Quote the records that follow in full and exactly; leave out the pictures.

Code that builds pages
________________________________________
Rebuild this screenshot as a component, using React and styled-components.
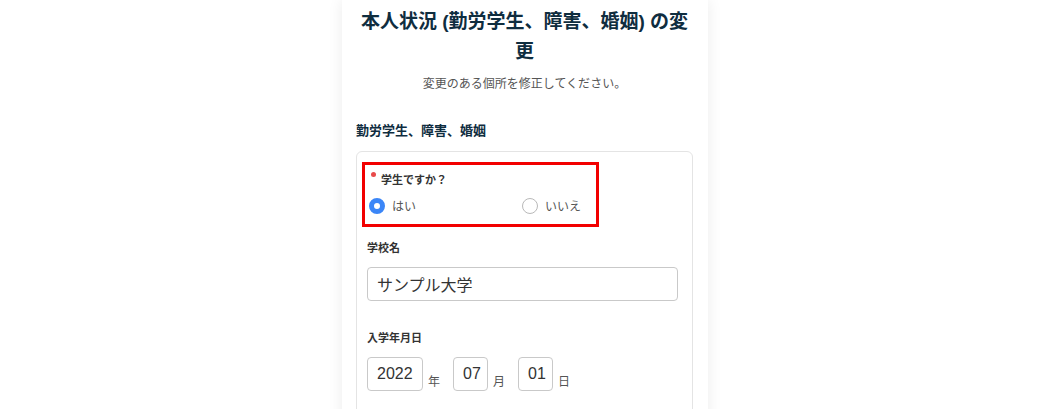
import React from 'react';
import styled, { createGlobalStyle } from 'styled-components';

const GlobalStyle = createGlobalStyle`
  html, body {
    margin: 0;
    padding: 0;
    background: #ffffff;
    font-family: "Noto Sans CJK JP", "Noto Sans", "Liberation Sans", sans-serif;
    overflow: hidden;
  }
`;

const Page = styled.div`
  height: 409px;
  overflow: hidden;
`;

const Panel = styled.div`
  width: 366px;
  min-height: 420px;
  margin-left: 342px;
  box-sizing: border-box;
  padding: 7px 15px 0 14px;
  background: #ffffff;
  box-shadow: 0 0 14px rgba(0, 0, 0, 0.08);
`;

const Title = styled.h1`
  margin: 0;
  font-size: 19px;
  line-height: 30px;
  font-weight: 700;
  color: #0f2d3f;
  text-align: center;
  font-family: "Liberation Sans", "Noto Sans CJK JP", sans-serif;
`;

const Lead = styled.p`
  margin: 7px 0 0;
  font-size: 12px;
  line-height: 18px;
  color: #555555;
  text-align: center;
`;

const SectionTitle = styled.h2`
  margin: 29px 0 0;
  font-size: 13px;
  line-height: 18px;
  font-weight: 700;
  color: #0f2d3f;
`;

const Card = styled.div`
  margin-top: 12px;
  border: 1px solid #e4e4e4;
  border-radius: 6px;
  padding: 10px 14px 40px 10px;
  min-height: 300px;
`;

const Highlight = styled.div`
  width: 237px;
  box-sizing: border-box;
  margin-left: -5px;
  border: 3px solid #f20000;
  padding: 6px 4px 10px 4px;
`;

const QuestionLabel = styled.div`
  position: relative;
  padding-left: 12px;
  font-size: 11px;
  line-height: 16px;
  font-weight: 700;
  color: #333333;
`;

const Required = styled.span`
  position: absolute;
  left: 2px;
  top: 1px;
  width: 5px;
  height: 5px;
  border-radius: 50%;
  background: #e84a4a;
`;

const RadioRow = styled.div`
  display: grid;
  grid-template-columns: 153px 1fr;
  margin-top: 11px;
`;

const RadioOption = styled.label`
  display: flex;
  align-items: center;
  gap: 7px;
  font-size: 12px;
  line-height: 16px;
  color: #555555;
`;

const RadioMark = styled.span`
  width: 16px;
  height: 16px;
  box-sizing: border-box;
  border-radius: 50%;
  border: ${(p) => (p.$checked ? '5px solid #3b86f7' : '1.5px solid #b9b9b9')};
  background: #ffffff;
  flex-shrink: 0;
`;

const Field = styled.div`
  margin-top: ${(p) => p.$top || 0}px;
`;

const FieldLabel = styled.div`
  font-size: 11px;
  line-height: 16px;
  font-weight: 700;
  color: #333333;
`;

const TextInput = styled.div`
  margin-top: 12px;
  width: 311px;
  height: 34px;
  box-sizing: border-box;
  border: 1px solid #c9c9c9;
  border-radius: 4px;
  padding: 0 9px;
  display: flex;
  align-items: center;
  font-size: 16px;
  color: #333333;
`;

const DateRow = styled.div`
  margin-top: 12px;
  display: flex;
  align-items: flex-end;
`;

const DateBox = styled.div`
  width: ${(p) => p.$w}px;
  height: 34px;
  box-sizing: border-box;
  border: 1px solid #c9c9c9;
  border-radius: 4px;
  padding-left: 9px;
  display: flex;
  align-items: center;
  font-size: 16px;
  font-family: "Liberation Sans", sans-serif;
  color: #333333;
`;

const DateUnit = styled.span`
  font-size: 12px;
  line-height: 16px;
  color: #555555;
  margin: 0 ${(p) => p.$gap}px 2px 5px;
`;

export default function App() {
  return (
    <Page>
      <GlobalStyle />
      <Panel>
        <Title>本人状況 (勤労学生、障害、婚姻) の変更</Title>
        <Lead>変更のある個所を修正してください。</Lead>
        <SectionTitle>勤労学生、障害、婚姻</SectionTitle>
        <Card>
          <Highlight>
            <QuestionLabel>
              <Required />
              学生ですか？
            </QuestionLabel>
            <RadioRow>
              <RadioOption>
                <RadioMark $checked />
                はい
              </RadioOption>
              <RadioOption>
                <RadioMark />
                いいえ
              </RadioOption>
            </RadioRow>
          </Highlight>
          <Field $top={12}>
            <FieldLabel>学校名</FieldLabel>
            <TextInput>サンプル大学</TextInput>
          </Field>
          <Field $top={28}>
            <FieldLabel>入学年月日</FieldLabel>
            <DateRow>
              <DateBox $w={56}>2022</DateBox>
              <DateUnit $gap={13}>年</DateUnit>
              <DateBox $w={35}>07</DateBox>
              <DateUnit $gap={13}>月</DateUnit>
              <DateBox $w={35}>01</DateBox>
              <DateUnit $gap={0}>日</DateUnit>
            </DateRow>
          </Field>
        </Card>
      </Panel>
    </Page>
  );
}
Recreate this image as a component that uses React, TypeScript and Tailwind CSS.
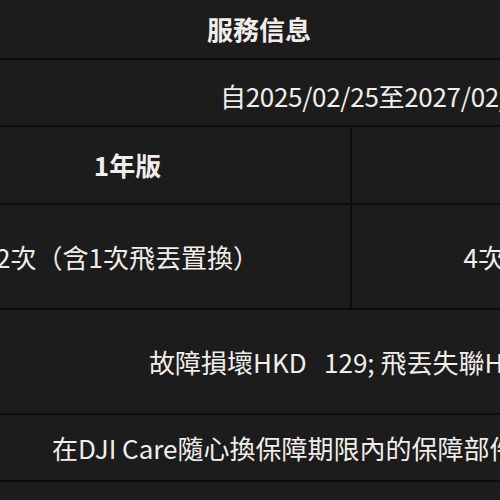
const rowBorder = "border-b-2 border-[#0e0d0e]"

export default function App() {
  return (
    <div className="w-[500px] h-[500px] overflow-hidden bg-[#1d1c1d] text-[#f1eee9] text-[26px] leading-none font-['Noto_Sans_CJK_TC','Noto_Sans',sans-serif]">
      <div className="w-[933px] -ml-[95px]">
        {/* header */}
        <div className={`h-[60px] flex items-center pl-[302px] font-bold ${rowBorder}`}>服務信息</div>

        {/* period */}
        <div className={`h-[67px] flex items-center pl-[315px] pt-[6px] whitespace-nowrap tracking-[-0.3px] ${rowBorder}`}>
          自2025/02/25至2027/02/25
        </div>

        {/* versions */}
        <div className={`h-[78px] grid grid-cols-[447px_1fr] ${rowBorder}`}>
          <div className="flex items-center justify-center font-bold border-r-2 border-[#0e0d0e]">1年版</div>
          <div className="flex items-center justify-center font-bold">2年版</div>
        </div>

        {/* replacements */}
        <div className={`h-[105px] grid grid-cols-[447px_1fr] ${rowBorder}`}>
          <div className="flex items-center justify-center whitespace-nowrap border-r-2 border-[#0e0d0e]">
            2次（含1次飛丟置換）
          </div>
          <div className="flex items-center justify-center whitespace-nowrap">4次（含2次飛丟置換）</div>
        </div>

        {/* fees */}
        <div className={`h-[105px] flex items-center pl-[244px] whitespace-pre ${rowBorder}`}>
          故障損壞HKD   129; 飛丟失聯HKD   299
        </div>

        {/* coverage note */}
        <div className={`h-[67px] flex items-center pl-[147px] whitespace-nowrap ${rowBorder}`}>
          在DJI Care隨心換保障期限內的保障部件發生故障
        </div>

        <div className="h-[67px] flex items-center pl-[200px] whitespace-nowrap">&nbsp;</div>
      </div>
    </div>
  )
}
________________________________________
- [TASK SOLUTION]:
Rebuild this screenshot as a component, using React and styled-components.
import React from 'react';
import styled, { createGlobalStyle } from 'styled-components';

const GlobalStyle = createGlobalStyle`
  html, body {
    margin: 0;
    padding: 0;
    background: #ffffff;
    font-family: "Noto Sans CJK JP", "Noto Sans", "Liberation Sans", sans-serif;
    overflow: hidden;
  }
`;

const Page = styled.div`
  height: 409px;
  overflow: hidden;
`;

const Panel = styled.div`
  width: 366px;
  min-height: 420px;
  margin-left: 342px;
  box-sizing: border-box;
  padding: 7px 15px 0 14px;
  background: #ffffff;
  box-shadow: 0 0 14px rgba(0, 0, 0, 0.08);
`;

const Title = styled.h1`
  margin: 0;
  font-size: 19px;
  line-height: 30px;
  font-weight: 700;
  color: #0f2d3f;
  text-align: center;
  font-family: "Liberation Sans", "Noto Sans CJK JP", sans-serif;
`;

const Lead = styled.p`
  margin: 7px 0 0;
  font-size: 12px;
  line-height: 18px;
  color: #555555;
  text-align: center;
`;

const SectionTitle = styled.h2`
  margin: 29px 0 0;
  font-size: 13px;
  line-height: 18px;
  font-weight: 700;
  color: #0f2d3f;
`;

const Card = styled.div`
  margin-top: 12px;
  border: 1px solid #e4e4e4;
  border-radius: 6px;
  padding: 10px 14px 40px 10px;
  min-height: 300px;
`;

const Highlight = styled.div`
  width: 237px;
  box-sizing: border-box;
  margin-left: -5px;
  border: 3px solid #f20000;
  padding: 6px 4px 10px 4px;
`;

const QuestionLabel = styled.div`
  position: relative;
  padding-left: 12px;
  font-size: 11px;
  line-height: 16px;
  font-weight: 700;
  color: #333333;
`;

const Required = styled.span`
  position: absolute;
  left: 2px;
  top: 1px;
  width: 5px;
  height: 5px;
  border-radius: 50%;
  background: #e84a4a;
`;

const RadioRow = styled.div`
  display: grid;
  grid-template-columns: 153px 1fr;
  margin-top: 11px;
`;

const RadioOption = styled.label`
  display: flex;
  align-items: center;
  gap: 7px;
  font-size: 12px;
  line-height: 16px;
  color: #555555;
`;

const RadioMark = styled.span`
  width: 16px;
  height: 16px;
  box-sizing: border-box;
  border-radius: 50%;
  border: ${(p) => (p.$checked ? '5px solid #3b86f7' : '1.5px solid #b9b9b9')};
  background: #ffffff;
  flex-shrink: 0;
`;

const Field = styled.div`
  margin-top: ${(p) => p.$top || 0}px;
`;

const FieldLabel = styled.div`
  font-size: 11px;
  line-height: 16px;
  font-weight: 700;
  color: #333333;
`;

const TextInput = styled.div`
  margin-top: 12px;
  width: 311px;
  height: 34px;
  box-sizing: border-box;
  border: 1px solid #c9c9c9;
  border-radius: 4px;
  padding: 0 9px;
  display: flex;
  align-items: center;
  font-size: 16px;
  color: #333333;
`;

const DateRow = styled.div`
  margin-top: 12px;
  display: flex;
  align-items: flex-end;
`;

const DateBox = styled.div`
  width: ${(p) => p.$w}px;
  height: 34px;
  box-sizing: border-box;
  border: 1px solid #c9c9c9;
  border-radius: 4px;
  padding-left: 9px;
  display: flex;
  align-items: center;
  font-size: 16px;
  font-family: "Liberation Sans", sans-serif;
  color: #333333;
`;

const DateUnit = styled.span`
  font-size: 12px;
  line-height: 16px;
  color: #555555;
  margin: 0 ${(p) => p.$gap}px 2px 5px;
`;

export default function App() {
  return (
    <Page>
      <GlobalStyle />
      <Panel>
        <Title>本人状況 (勤労学生、障害、婚姻) の変更</Title>
        <Lead>変更のある個所を修正してください。</Lead>
        <SectionTitle>勤労学生、障害、婚姻</SectionTitle>
        <Card>
          <Highlight>
            <QuestionLabel>
              <Required />
              学生ですか？
            </QuestionLabel>
            <RadioRow>
              <RadioOption>
                <RadioMark $checked />
                はい
              </RadioOption>
              <RadioOption>
                <RadioMark />
                いいえ
              </RadioOption>
            </RadioRow>
          </Highlight>
          <Field $top={12}>
            <FieldLabel>学校名</FieldLabel>
            <TextInput>サンプル大学</TextInput>
          </Field>
          <Field $top={28}>
            <FieldLabel>入学年月日</FieldLabel>
            <DateRow>
              <DateBox $w={56}>2022</DateBox>
              <DateUnit $gap={13}>年</DateUnit>
              <DateBox $w={35}>07</DateBox>
              <DateUnit $gap={13}>月</DateUnit>
              <DateBox $w={35}>01</DateBox>
              <DateUnit $gap={0}>日</DateUnit>
            </DateRow>
          </Field>
        </Card>
      </Panel>
    </Page>
  );
}
Recreate this image as a component that uses React, TypeScript and Tailwind CSS.
const rowBorder = "border-b-2 border-[#0e0d0e]"

export default function App() {
  return (
    <div className="w-[500px] h-[500px] overflow-hidden bg-[#1d1c1d] text-[#f1eee9] text-[26px] leading-none font-['Noto_Sans_CJK_TC','Noto_Sans',sans-serif]">
      <div className="w-[933px] -ml-[95px]">
        {/* header */}
        <div className={`h-[60px] flex items-center pl-[302px] font-bold ${rowBorder}`}>服務信息</div>

        {/* period */}
        <div className={`h-[67px] flex items-center pl-[315px] pt-[6px] whitespace-nowrap tracking-[-0.3px] ${rowBorder}`}>
          自2025/02/25至2027/02/25
        </div>

        {/* versions */}
        <div className={`h-[78px] grid grid-cols-[447px_1fr] ${rowBorder}`}>
          <div className="flex items-center justify-center font-bold border-r-2 border-[#0e0d0e]">1年版</div>
          <div className="flex items-center justify-center font-bold">2年版</div>
        </div>

        {/* replacements */}
        <div className={`h-[105px] grid grid-cols-[447px_1fr] ${rowBorder}`}>
          <div className="flex items-center justify-center whitespace-nowrap border-r-2 border-[#0e0d0e]">
            2次（含1次飛丟置換）
          </div>
          <div className="flex items-center justify-center whitespace-nowrap">4次（含2次飛丟置換）</div>
        </div>

        {/* fees */}
        <div className={`h-[105px] flex items-center pl-[244px] whitespace-pre ${rowBorder}`}>
          故障損壞HKD   129; 飛丟失聯HKD   299
        </div>

        {/* coverage note */}
        <div className={`h-[67px] flex items-center pl-[147px] whitespace-nowrap ${rowBorder}`}>
          在DJI Care隨心換保障期限內的保障部件發生故障
        </div>

        <div className="h-[67px] flex items-center pl-[200px] whitespace-nowrap">&nbsp;</div>
      </div>
    </div>
  )
}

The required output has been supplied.